2007/10/03
No. 101
職業人として成長するために獲得すべき能力について、考えてみたい。いくつかのカテゴリーが設定できるが、ひとつは「リーダーとしての能力」。公私を問わず、人はどこかの場面でリーダーの役割を務めねばならない。自分の考えを的確に示し、合意形成を図りながら、ものごとを実現に導くにはある程度の知恵と修練が要る。実は、そういう経験があると、リーダーのもとで働くときに役に立つ。それによって組織や運動体、あるいは地域が適切に動くのだ。リーダーシップとは何かを体で覚えることは誰にも必要なことである。

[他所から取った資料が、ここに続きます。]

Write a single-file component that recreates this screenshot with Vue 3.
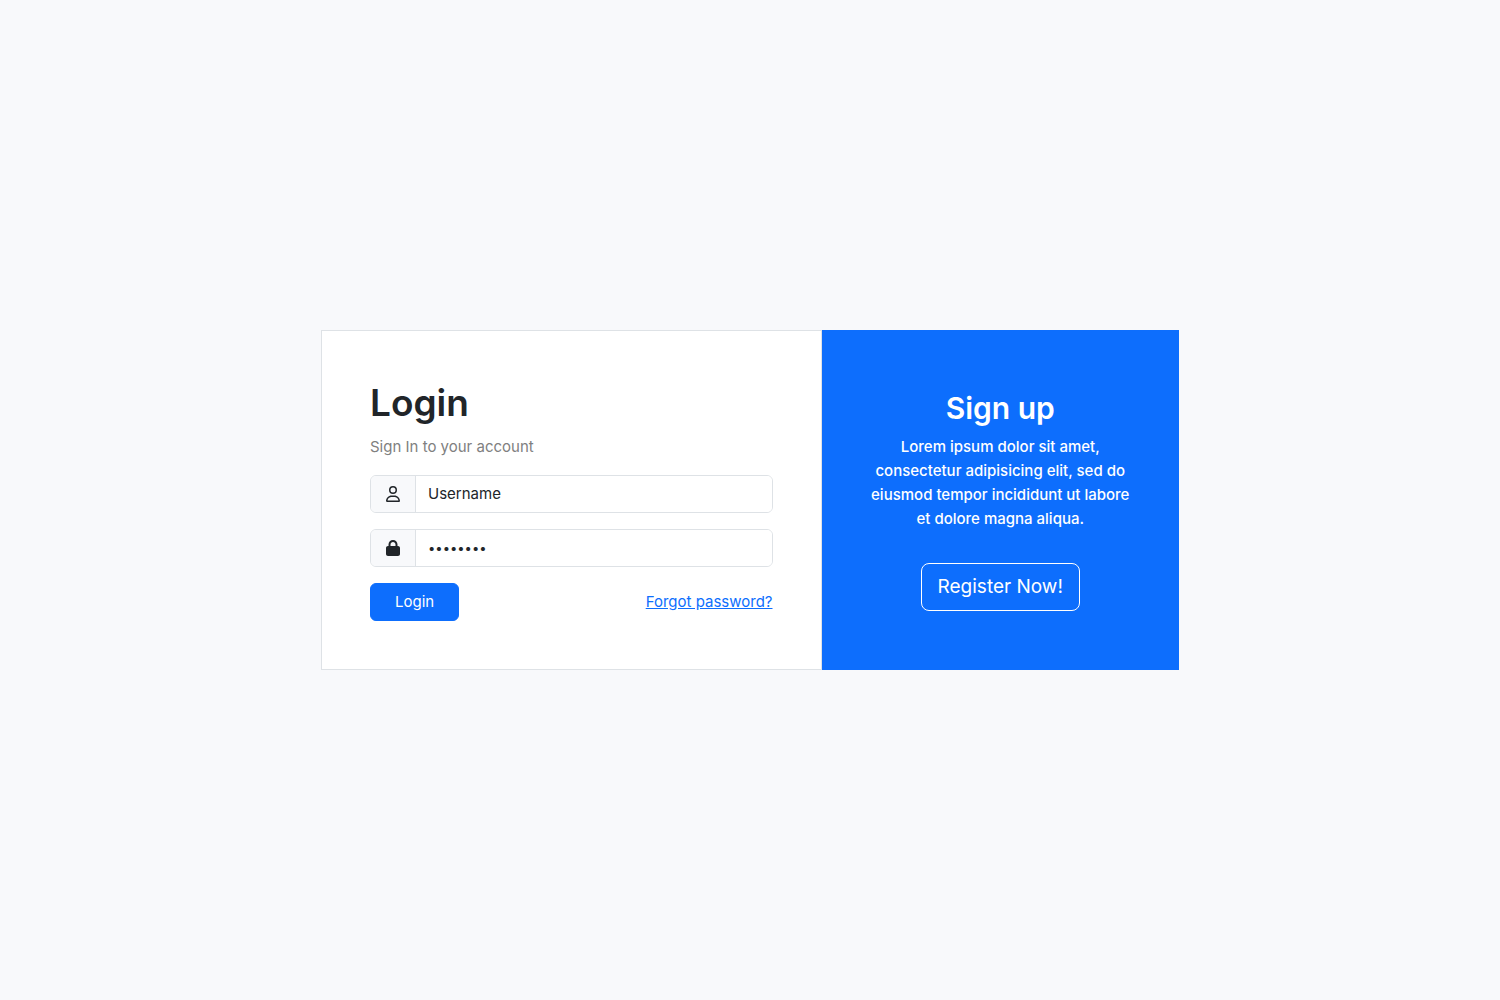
<script setup>
import { ref } from 'vue'

const username = ref('')
const password = ref('password')
</script>

<template>
  <main class="page">
    <div class="card-group">
      <section class="card login">
        <h1>Login</h1>
        <p class="lead">Sign In to your account</p>
        <form @submit.prevent>
          <div class="input-group">
            <label class="addon" for="username" aria-label="Username">
              <svg class="icon" viewBox="0 0 448 512" aria-hidden="true">
                <path d="M304 128a80 80 0 1 0-160 0 80 80 0 1 0 160 0zM96 128a128 128 0 1 1 256 0A128 128 0 1 1 96 128zM49.3 464H398.7c-8.9-63.3-63.3-112-129-112H178.3c-65.7 0-120.1 48.7-129 112zM0 482.3C0 383.8 79.8 304 178.3 304h91.4C368.2 304 448 383.8 448 482.3c0 16.4-13.3 29.7-29.7 29.7H29.7C13.3 512 0 498.7 0 482.3z" />
              </svg>
            </label>
            <input id="username" v-model="username" type="text" placeholder="Username" />
          </div>
          <div class="input-group">
            <label class="addon" for="password" aria-label="Password">
              <svg class="icon" viewBox="0 0 448 512" aria-hidden="true">
                <path d="M144 144v48H304V144c0-44.2-35.8-80-80-80s-80 35.8-80 80zM80 192V144C80 64.5 144.5 0 224 0s144 64.5 144 144v48h16c35.3 0 64 28.7 64 64V448c0 35.3-28.7 64-64 64H64c-35.3 0-64-28.7-64-64V256c0-35.3 28.7-64 64-64H80z" />
              </svg>
            </label>
            <input id="password" v-model="password" class="secret" type="password" />
          </div>
          <div class="actions">
            <button class="btn primary" type="submit">Login</button>
            <a class="forgot" href="#">Forgot password?</a>
          </div>
        </form>
      </section>
      <section class="card signup">
        <h2>Sign up</h2>
        <p>Lorem ipsum dolor sit amet, consectetur adipisicing elit, sed do eiusmod tempor incididunt ut labore et dolore magna aliqua.</p>
        <button class="btn outline" type="button">Register Now!</button>
      </section>
    </div>
  </main>
</template>

<style>
body {
  background: #f8f9fb;
}
</style>

<style scoped>
.page {
  display: flex;
  align-items: center;
  justify-content: center;
  min-height: 100vh;
  color: #212529;
  font-family: Inter, "Liberation Sans", sans-serif;
  font-size: 15px;
  line-height: 24px;
}

.card-group {
  display: grid;
  grid-template-columns: 7fr 5fr;
  width: 100%;
  max-width: 858px;
}

.card {
  box-sizing: border-box;
  min-width: 0;
}

.login {
  padding: 48px;
  border: 1px solid #dee2e6;
  background: #fff;
}

.signup {
  display: flex;
  flex-direction: column;
  align-items: center;
  justify-content: center;
  padding: 48px 44px;
  background: #0d6efd;
  color: #fff;
  font-weight: 500;
  text-align: center;
}

h1,
h2,
p {
  margin: 0;
}

h1 {
  margin-bottom: 8px;
  font-size: 37px;
  font-weight: 600;
  line-height: 48px;
}

h2 {
  margin-bottom: 8px;
  font-size: 30px;
  font-weight: 600;
  line-height: 38px;
}

.lead {
  margin-bottom: 16px;
  color: #808080;
}

.input-group {
  display: flex;
  box-sizing: border-box;
  height: 38px;
  margin-bottom: 16px;
  overflow: hidden;
  border: 1px solid #dee2e6;
  border-radius: 6px;
}

.addon {
  display: flex;
  flex: none;
  align-items: center;
  justify-content: center;
  width: 44px;
  border-right: 1px solid #dee2e6;
  background: #f8f9fb;
}

.icon {
  width: 14px;
  height: 16px;
  fill: currentColor;
}

input {
  flex: 1;
  min-width: 0;
  padding: 0 12px;
  border: 0;
  background: #fff;
  color: inherit;
  font: inherit;
}

input::placeholder {
  color: #212529;
  opacity: 1;
}

.secret {
  font-size: 13px;
}

.actions {
  display: flex;
  align-items: center;
  justify-content: space-between;
}

.btn {
  border: 1px solid #0d6efd;
  border-radius: 6px;
  background: #0d6efd;
  color: #fff;
  font: inherit;
  cursor: pointer;
}

.primary {
  padding: 6px 24px;
}

.outline {
  margin-top: 32px;
  padding: 8px 16px;
  border-color: #fff;
  border-radius: 8px;
  font-size: 19px;
  font-weight: 400;
  line-height: 30px;
}

.forgot {
  color: #0d6efd;
}
</style>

もうひとつは「セクレタリーの能力」。秘書、幹事という呼び名はずばりセクレタリーだが、日本政府の官房長官やアメリカ合衆国の国務長官もセクレタリーと呼ばれるものだ。この役柄は、リーダーの方針を計画に沿って間違いなく遂行するプロであり、かけがえのない存在である。また、仕えるリーダーに異を唱える立場ではない。たとえば大臣が首相とのあいだで激しい議論を交わしあったとしても、それを官房長官はしてはいけない。このセクレタリーの能力の修練は、同じような意味でリーダーに立つ者にとっても大切だ。それは着実な姿勢を持ったリーダーシップを育てるのだ。

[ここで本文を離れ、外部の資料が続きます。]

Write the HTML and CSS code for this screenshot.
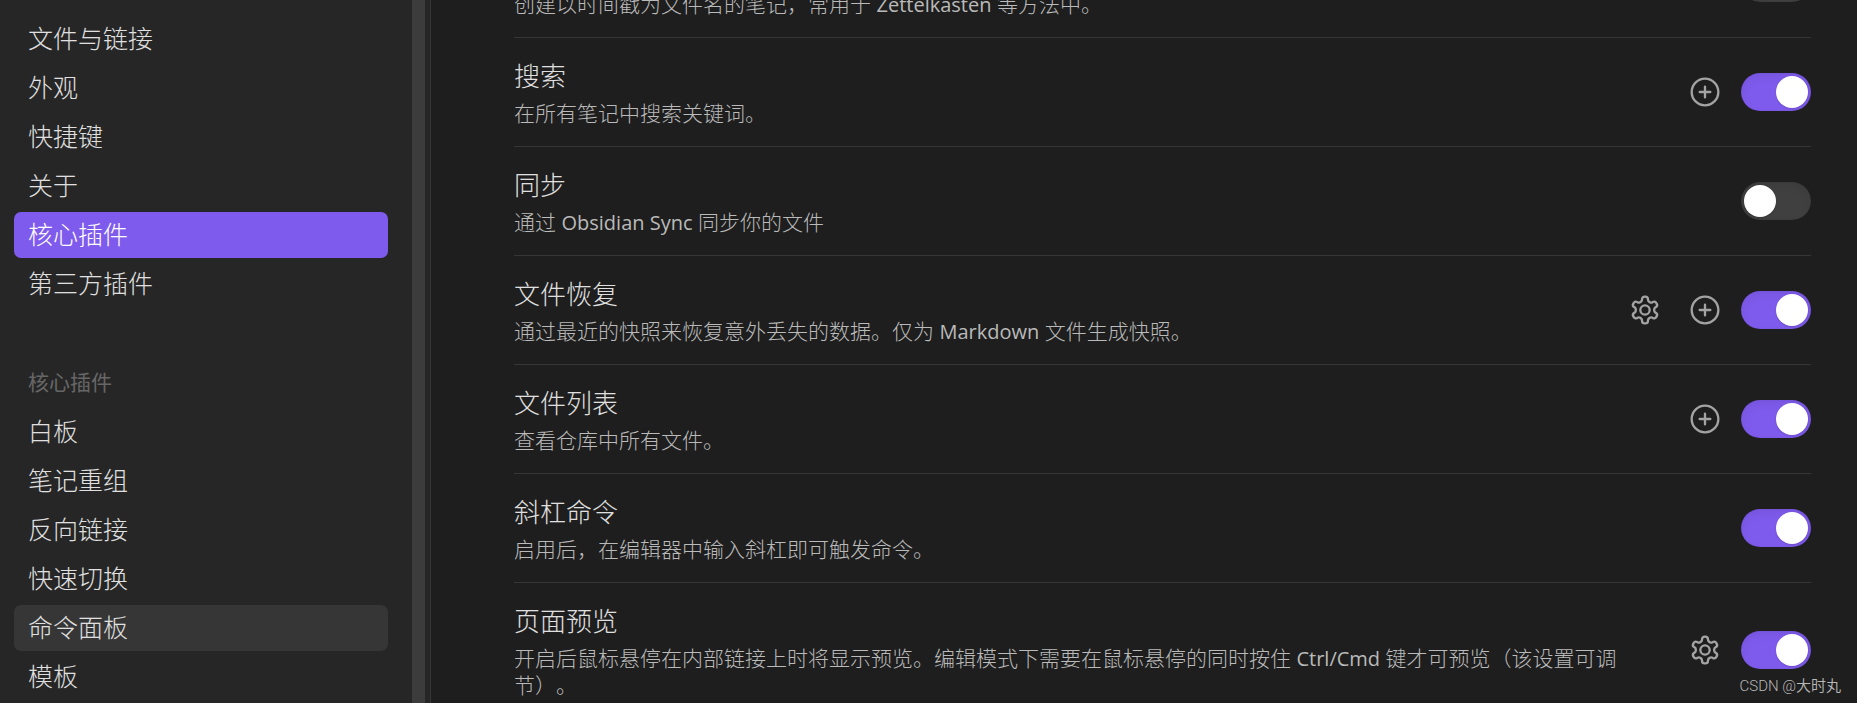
FILE: index.html
```html
<!DOCTYPE html>
<html lang="zh-CN">
<head>
    <meta charset="UTF-8">
    <meta name="viewport" content="width=device-width, initial-scale=1.0">
    <title>核心插件</title>
    <link rel="stylesheet" href="styles.css">
</head>
<body>

    <!-- Shared icons -->
    <svg class="icon-defs" aria-hidden="true">
        <symbol id="icon-plus" viewBox="0 0 24 24">
            <circle cx="12" cy="12" r="10"/>
            <path d="M12 8v8M8 12h8"/>
        </symbol>
        <symbol id="icon-gear" viewBox="0 0 24 24">
            <path d="M12.22 2h-.44a2 2 0 0 0-2 2v.18a2 2 0 0 1-1 1.73l-.43.25a2 2 0 0 1-2 0l-.15-.08a2 2 0 0 0-2.73.73l-.22.38a2 2 0 0 0 .73 2.73l.15.1a2 2 0 0 1 1 1.72v.51a2 2 0 0 1-1 1.74l-.15.09a2 2 0 0 0-.73 2.73l.22.38a2 2 0 0 0 2.73.73l.15-.08a2 2 0 0 1 2 0l.43.25a2 2 0 0 1 1 1.73V20a2 2 0 0 0 2 2h.44a2 2 0 0 0 2-2v-.18a2 2 0 0 1 1-1.73l.43-.25a2 2 0 0 1 2 0l.15.08a2 2 0 0 0 2.73-.73l.22-.39a2 2 0 0 0-.73-2.73l-.15-.08a2 2 0 0 1-1-1.74v-.5a2 2 0 0 1 1-1.74l.15-.09a2 2 0 0 0 .73-2.73l-.22-.38a2 2 0 0 0-2.73-.73l-.15.08a2 2 0 0 1-2 0l-.43-.25a2 2 0 0 1-1-1.73V4a2 2 0 0 0-2-2z"/>
            <circle cx="12" cy="12" r="3.5"/>
        </symbol>
    </svg>

    <div class="settings">
        <aside class="sidebar">
            <nav class="nav">
                <div class="nav-group">
                    <a class="nav-item" href="#">文件与链接</a>
                    <a class="nav-item" href="#">外观</a>
                    <a class="nav-item" href="#">快捷键</a>
                    <a class="nav-item" href="#">关于</a>
                    <a class="nav-item active" href="#">核心插件</a>
                    <a class="nav-item" href="#">第三方插件</a>
                </div>
                <div class="nav-group">
                    <div class="nav-title">核心插件</div>
                    <a class="nav-item" href="#">白板</a>
                    <a class="nav-item" href="#">笔记重组</a>
                    <a class="nav-item" href="#">反向链接</a>
                    <a class="nav-item" href="#">快速切换</a>
                    <a class="nav-item hovered" href="#">命令面板</a>
                    <a class="nav-item" href="#">模板</a>
                </div>
            </nav>
            <div class="scrollbar"></div>
        </aside>

        <main class="content">
            <div class="setting">
                <div class="info">
                    <label class="name" for="zettel">时间戳笔记</label>
                    <div class="desc">创建以时间戳为文件名的笔记，常用于 <span class="latin">Zettelkasten</span> 等方法中。</div>
                </div>
                <div class="controls">
                    <input class="toggle" type="checkbox" id="zettel">
                </div>
            </div>

            <div class="setting">
                <div class="info">
                    <label class="name" for="search">搜索</label>
                    <div class="desc">在所有笔记中搜索关键词。</div>
                </div>
                <div class="controls">
                    <button class="icon-button" aria-label="快捷键"><svg><use href="#icon-plus"/></svg></button>
                    <input class="toggle" type="checkbox" id="search" checked>
                </div>
            </div>

            <div class="setting">
                <div class="info">
                    <label class="name" for="sync">同步</label>
                    <div class="desc">通过 <span class="latin">Obsidian Sync</span> 同步你的文件</div>
                </div>
                <div class="controls">
                    <input class="toggle" type="checkbox" id="sync">
                </div>
            </div>

            <div class="setting">
                <div class="info">
                    <label class="name" for="recovery">文件恢复</label>
                    <div class="desc">通过最近的快照来恢复意外丢失的数据。仅为 <span class="latin">Markdown</span> 文件生成快照。</div>
                </div>
                <div class="controls">
                    <button class="icon-button" aria-label="选项"><svg><use href="#icon-gear"/></svg></button>
                    <button class="icon-button" aria-label="快捷键"><svg><use href="#icon-plus"/></svg></button>
                    <input class="toggle" type="checkbox" id="recovery" checked>
                </div>
            </div>

            <div class="setting">
                <div class="info">
                    <label class="name" for="explorer">文件列表</label>
                    <div class="desc">查看仓库中所有文件。</div>
                </div>
                <div class="controls">
                    <button class="icon-button" aria-label="快捷键"><svg><use href="#icon-plus"/></svg></button>
                    <input class="toggle" type="checkbox" id="explorer" checked>
                </div>
            </div>

            <div class="setting">
                <div class="info">
                    <label class="name" for="slash">斜杠命令</label>
                    <div class="desc">启用后，在编辑器中输入斜杠即可触发命令。</div>
                </div>
                <div class="controls">
                    <input class="toggle" type="checkbox" id="slash" checked>
                </div>
            </div>

            <div class="setting">
                <div class="info">
                    <label class="name" for="preview">页面预览</label>
                    <div class="desc">开启后鼠标悬停在内部链接上时将显示预览。编辑模式下需要在鼠标悬停的同时按住 <span class="latin">Ctrl/Cmd</span> 键才可预览（该设置可调节）。</div>
                </div>
                <div class="controls">
                    <button class="icon-button" aria-label="选项"><svg><use href="#icon-gear"/></svg></button>
                    <input class="toggle" type="checkbox" id="preview" checked>
                </div>
            </div>
        </main>
    </div>

    <div class="watermark">CSDN @大时丸</div>

</body>
</html>
```
FILE: styles.css
```css
* {
    box-sizing: border-box;
}

body {
    margin: 0;
    background-color: #1e1e1e;
    color: #e0e0e0;
    font-family: "Open Sans", "Noto Sans CJK SC", sans-serif;
    font-weight: 300;
    text-spacing-trim: space-all;
    overflow: hidden;
}

.icon-defs {
    display: none;
}

.settings {
    display: flex;
    height: 100vh;
    overflow: hidden;
}

/* Sidebar */
.sidebar {
    display: flex;
    flex: 0 0 431px;
    padding-right: 5px;
    background-color: #262626;
    border-right: 1px solid #363636;
}

.nav {
    flex: 1;
    padding: 16px 24px 0 14px;
}

.nav-group {
    display: flex;
    flex-direction: column;
    gap: 3px;
    margin-bottom: 53px;
}

.nav-item,
.nav-title {
    height: 46px;
    padding: 0 14px;
    border-radius: 7px;
    line-height: 44px;
}

.nav-item {
    color: #e0e0e0;
    font-size: 25px;
    text-decoration: none;
}

.nav-title {
    color: #666;
    font-size: 21px;
    font-weight: 400;
}

.nav-item.active {
    background-color: #7f5bed;
    color: #fff;
}

.nav-item.hovered {
    background-color: #363636;
}

.scrollbar {
    width: 13px;
    background-color: #3c3c3c;
}

/* Plugin list */
.content {
    flex: 1;
    margin-top: -72px;
    padding: 0 46px 0 83px;
}

.setting {
    display: flex;
    align-items: center;
    padding: 18px 0 19px;
    border-top: 1px solid #363636;
}

.info {
    flex: 1;
    margin-right: 14px;
}

.name {
    display: block;
    margin-bottom: 4px;
    font-size: 26px;
    line-height: 40px;
}

.desc {
    color: #bababa;
    font-size: 21px;
    line-height: 27px;
}

/* light looks too thin for latin words */
.latin {
    font-size: 20px;
    font-weight: 400;
}

.controls {
    display: flex;
    align-items: center;
    gap: 13px;
}

.icon-button {
    display: flex;
    align-items: center;
    justify-content: center;
    width: 47px;
    height: 40px;
    padding: 0;
    background: none;
    border: none;
    color: #a3a3a3;
    cursor: pointer;
}

.icon-button svg {
    width: 32px;
    height: 32px;
    fill: none;
    stroke: currentColor;
    stroke-width: 1.75;
    stroke-linecap: round;
    stroke-linejoin: round;
}

.toggle {
    appearance: none;
    width: 70px;
    height: 38px;
    margin: 0;
    padding: 3px;
    background-color: #404040;
    border-radius: 19px;
    box-shadow: inset 0 4px 10px rgba(0, 0, 0, 0.07), inset 0 0 1px rgba(0, 0, 0, 0.21);
    cursor: pointer;
}

.toggle::before {
    content: "";
    display: block;
    width: 32px;
    height: 32px;
    background-color: #fff;
    border-radius: 50%;
    box-shadow: 0 1px 2px rgba(0, 0, 0, 0.15);
}

.toggle:checked {
    background-color: #7f5bed;
}

.toggle:checked::before {
    margin-left: auto;
}

.watermark {
    position: absolute;
    right: 16px;
    bottom: 6px;
    color: #b8b8b8;
    font-family: Roboto, "Noto Sans CJK SC", sans-serif;
    font-size: 15px;
    font-weight: 350;
    line-height: 22px;
}
```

これらに「創造性」「倫理性」を加えると、ひとまず能力は4つとなるだろう。この2つが建築をつくるプロセスにおいて重視されるのは当然としても、先の2つについて言及されることは少ない。建築で仕事をしようとする者なら、かたちあるものを粘り強く実現しようとする姿勢と、冷静沈着に事態を取り仕切る視点とを、いろいろな機会を通じて鍛えておく必要はある。それは、オンザジョブのほかに、たとえば地域づくりに建築の専門家としてかかわる経験なども役に立つだろう。ここでは逃げる余地も余裕もないからだ。あるいは、余暇における活動などでも学びの機会はあるかもしれない。ただその場合でも、「人と人との関係のなかで自らのプロフェッションを絶えず意識」する経験であれば、職業人としての成長におおいに寄与するものである。さて、日本の政治家は、そうした地道な修練を重ねて偉くなっているのだろうか。そうであれば良いのだけれど。